Stockings
With a “War Ration Book” families were allowed to buy limited amounts of food, clothing, shoes, coffee, tires, gasoline, and other essentials, based on the size of the family. People learned to use everything sparingly and to waste nothing. Even razor blades were re-sharpened. Butter was so scarce that a vegetable-oil substitute was invented, called margarine. Posters appeared in the stores saying, “Do with less so they’ll have enough.” The shortage of consumer goods was severe in all areas, but in one case affected women particularly. Lourelei Prior was a female defense worker in Fort Wayne, Indiana. She explained:
We couldn’t get stockings either all the silk was used for parachutes and nylon hadn’t been invented yet. Now, stockings didn’t matter at the plant. There, all the gals wore tight clothing and pants and a hat and safety glasses and no jewelry because of the heavy machinery. But no gal or new bride wants to be seen in a skirt without stockings! So when I would go out with Herb, sometimes to make it look like I had on stockings, I would draw a black line up the back of my legs with an eyebrow pencil to make it look like I was wearing silk stockings.312
Like most Americans this woman took the shortages caused by the war with good humor and ingenuity, and made the best of what she had.
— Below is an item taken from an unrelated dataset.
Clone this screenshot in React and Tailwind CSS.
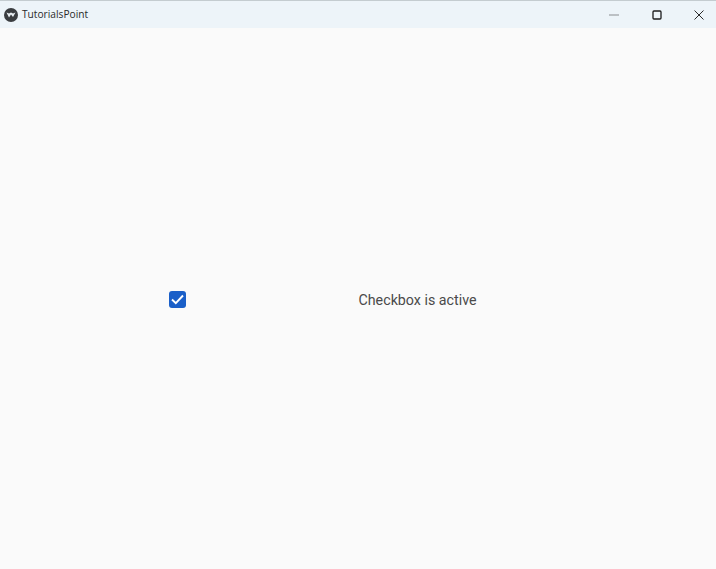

She expressed the attitude of most civilians toward these hardships and gave us good advice for the present day:
In our house we didn’t grumble about the shortages… I had four brothers-in-law who were in the service. If giving up a little bit helped the boys “over there” and would bring them back sooner, it was fine with us… We just thanked God for what we did have.313
When times are good, be happy; but when times are bad, consider: God has made the one as well as the other.